Of all the lines in the records, how many hold the word "components"? Answer with the number only.

═══

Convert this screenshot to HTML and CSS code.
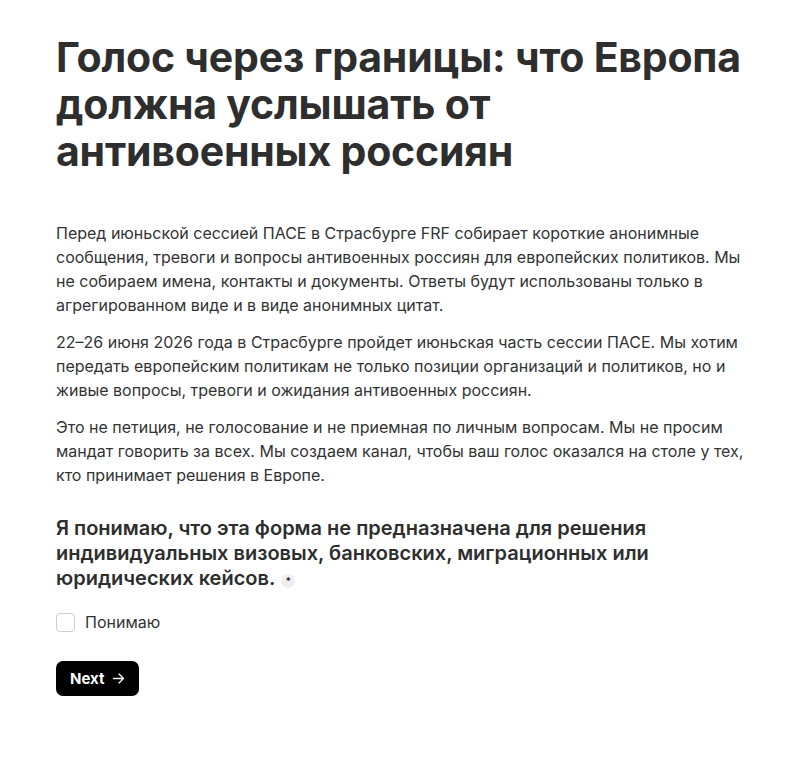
FILE: index.html
```html
<!DOCTYPE html>
<html lang="ru">
<head>
<meta charset="utf-8">
<link rel="stylesheet" href="styles.css">
</head>
<body>
<main class="page">
  <h1 class="title">Голос через границы: что Европа должна услышать от антивоенных россиян</h1>
  <div class="intro">
    <p>Перед июньской сессией ПАСЕ в Страсбурге FRF собирает короткие анонимные сообщения, тревоги и вопросы антивоенных россиян для европейских политиков. Мы не собираем имена, контакты и документы. Ответы будут использованы только в агрегированном виде и в виде анонимных цитат.</p>
    <p>22–26 июня 2026 года в Страсбурге пройдет июньская часть сессии ПАСЕ. Мы хотим передать европейским политикам не только позиции организаций и политиков, но и живые вопросы, тревоги и ожидания антивоенных россиян.</p>
    <p>Это не петиция, не голосование и не приемная по личным вопросам. Мы не просим мандат говорить за всех. Мы создаем канал, чтобы ваш голос оказался на столе у тех, кто принимает решения в Европе.</p>
  </div>
  <section class="question">
    <h2 class="q-title">Я понимаю, что эта форма не предназначена для решения индивидуальных визовых, банковских, миграционных или юридических кейсов.<span class="req">*</span></h2>
    <label class="option"><span class="box"></span><span class="opt-text">Понимаю</span></label>
  </section>
  <button class="next">Next <svg width="13" height="13" viewBox="0 0 13 13" fill="none" stroke="#fff" stroke-width="1.3" stroke-linecap="round" stroke-linejoin="round"><path d="M1.5 6.5h10M7 2l4.5 4.5L7 11"/></svg></button>
</main>
</body>
</html>
```
FILE: styles.css
```css
html, body { margin: 0; padding: 0; background: #fff; }
body { font-family: Inter, "Noto Sans", sans-serif; color: #333; }
.page { padding: 34px 50px 40px 56px; max-width: 692px; }
.title { margin: 0; max-width: 686px; font-size: 41px; line-height: 47px; font-weight: 700; color: #2e2e2e; letter-spacing: -0.2px; }
.intro { margin-top: 46px; font-size: 16px; line-height: 24px; color: #333; }
.intro p { margin: 0 0 13px 0; }
.question { margin-top: 29px; }
.q-title { margin: 0; max-width: 686px; font-size: 20px; line-height: 25px; font-weight: 600; color: #2e2e2e; }
.req { display: inline-flex; align-items: center; justify-content: center; margin-left: 6px; width: 14px; height: 14px; border-radius: 50%; background: #f0f0f3; font-size: 10px; font-weight: 700; color: #333; vertical-align: 0px; line-height: 14px; }
.option { display: flex; align-items: center; gap: 10px; margin-top: 21px; font-size: 16px; color: #333; }
.box { width: 19px; height: 19px; border: 1px solid #cfcfcf; border-radius: 4px; box-sizing: border-box; }
.next { margin-top: 29px; display: inline-flex; align-items: center; gap: 8px; height: 35px; padding: 0 14px 0 14px; background: #000; color: #fff; border: none; border-radius: 7px; font-family: Inter, sans-serif; font-size: 15px; font-weight: 700; }
```
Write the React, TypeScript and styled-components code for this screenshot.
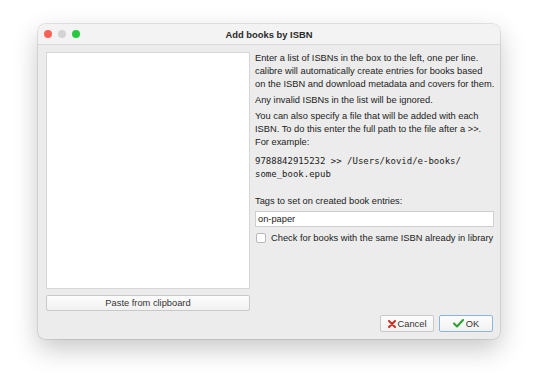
import React from 'react';
import styled, { createGlobalStyle } from 'styled-components';

const GlobalStyle = createGlobalStyle`
  html, body {
    margin: 0;
    padding: 0;
    background: #ffffff;
  }
  body {
    font-family: 'Liberation Sans', Arial, sans-serif;
    font-size: 9.3px;
    color: #222222;
  }
`;

const Page = styled.div`
  width: 540px;
  height: 390px;
  padding: 24px 0 0 38px;
  box-sizing: border-box;
`;

const Window = styled.div`
  width: 462px;
  height: 315px;
  border-radius: 7px;
  background: #ececec;
  box-shadow: 0 0 0 0.5px rgba(0, 0, 0, 0.18), 0 10px 26px rgba(0, 0, 0, 0.22);
  display: flex;
  flex-direction: column;
  overflow: hidden;
`;

const TitleBar = styled.div`
  height: 20px;
  flex-shrink: 0;
  background: #f3f3f3;
  border-bottom: 1px solid #d9d9d9;
  display: flex;
  align-items: center;
  position: relative;
  padding-left: 6px;
`;

const Lights = styled.div`
  display: flex;
  gap: 6px;
`;

const Light = styled.span<{ color: string }>`
  width: 8px;
  height: 8px;
  border-radius: 50%;
  background: ${(p) => p.color};
`;

const Title = styled.div`
  position: absolute;
  left: 0;
  right: 0;
  text-align: center;
  font-weight: bold;
  font-size: 9.4px;
  color: #2a2a2a;
`;

const Body = styled.div`
  flex: 1;
  display: flex;
  flex-direction: column;
  padding: 7px 7px 7px 8px;
`;

const Main = styled.div`
  flex: 1;
  display: grid;
  grid-template-columns: 204px 1fr;
  gap: 5px;
`;

const LeftCol = styled.div`
  display: flex;
  flex-direction: column;
  gap: 6px;
`;

const ListBox = styled.div`
  flex: 1;
  background: #ffffff;
  border: 1px solid #d6d6d6;
`;

const PushButton = styled.div<{ $default?: boolean }>`
  height: 16px;
  box-sizing: border-box;
  display: flex;
  align-items: center;
  justify-content: center;
  gap: 2px;
  background: linear-gradient(#fdfdfd, #f1f1f1);
  border: 1px solid ${(p) => (p.$default ? '#8fb3dc' : '#c9c9c9')};
  border-radius: 2px;
  color: #333333;
`;

const RightCol = styled.div`
  display: flex;
  flex-direction: column;
  white-space: nowrap;
`;

const Para = styled.p`
  margin: 0 0 3px 0;
  line-height: 13px;
`;

const Mono = styled.p`
  margin: 3px 0 0 0;
  line-height: 13px;
  font-family: 'DejaVu Sans Mono', 'Liberation Mono', monospace;
  font-size: 9px;
`;

const Label = styled.div`
  margin-top: 14px;
  line-height: 13px;
`;

const Input = styled.div`
  margin-top: 3px;
  height: 16px;
  box-sizing: border-box;
  background: #ffffff;
  border: 1px solid #cfcfcf;
  display: flex;
  align-items: center;
  padding-left: 2px;
`;

const CheckRow = styled.div`
  margin-top: 6px;
  display: flex;
  align-items: center;
  gap: 5px;
  padding-left: 1px;
`;

const Box = styled.span`
  width: 8px;
  height: 8px;
  border: 1px solid #b8b8b8;
  border-radius: 2px;
  background: #ffffff;
`;

const ButtonRow = styled.div`
  margin-top: 4px;
  display: flex;
  justify-content: flex-end;
  gap: 5px;
`;

const DialogButton = styled(PushButton)`
  height: 17px;
  width: 54px;
`;

const CrossIcon = () => (
  <svg width="8" height="8" viewBox="0 0 8 8">
    <path d="M1 1 L7 7 M7 1 L1 7" stroke="#d52b1e" strokeWidth="2" strokeLinecap="round" />
  </svg>
);

const CheckIcon = () => (
  <svg width="11" height="9" viewBox="0 0 11 9">
    <path d="M1 4.5 L4 7.5 L10 1" stroke="#27a12f" strokeWidth="2" fill="none" strokeLinecap="round" strokeLinejoin="round" />
  </svg>
);

export default function App() {
  return (
    <Page>
      <GlobalStyle />
      <Window>
        <TitleBar>
          <Lights>
            <Light color="#fe5f57" />
            <Light color="#d4d4d4" />
            <Light color="#28c840" />
          </Lights>
          <Title>Add books by ISBN</Title>
        </TitleBar>
        <Body>
          <Main>
            <LeftCol>
              <ListBox />
              <PushButton>Paste from clipboard</PushButton>
            </LeftCol>
            <RightCol>
              <Para>
                Enter a list of ISBNs in the box to the left, one per line.
                <br />
                calibre will automatically create entries for books based
                <br />
                on the ISBN and download metadata and covers for them.
              </Para>
              <Para>Any invalid ISBNs in the list will be ignored.</Para>
              <Para>
                You can also specify a file that will be added with each
                <br />
                ISBN. To do this enter the full path to the file after a &gt;&gt;.
                <br />
                For example:
              </Para>
              <Mono>
                9788842915232 &gt;&gt; /Users/kovid/e-books/
                <br />
                some_book.epub
              </Mono>
              <Label>Tags to set on created book entries:</Label>
              <Input>on-paper</Input>
              <CheckRow>
                <Box />
                <span>Check for books with the same ISBN already in library</span>
              </CheckRow>
            </RightCol>
          </Main>
          <ButtonRow>
            <DialogButton>
              <CrossIcon />
              Cancel
            </DialogButton>
            <DialogButton $default>
              <CheckIcon />
              OK
            </DialogButton>
          </ButtonRow>
        </Body>
      </Window>
    </Page>
  );
}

═══

== ANSWER TO THE EXERCISE ==
2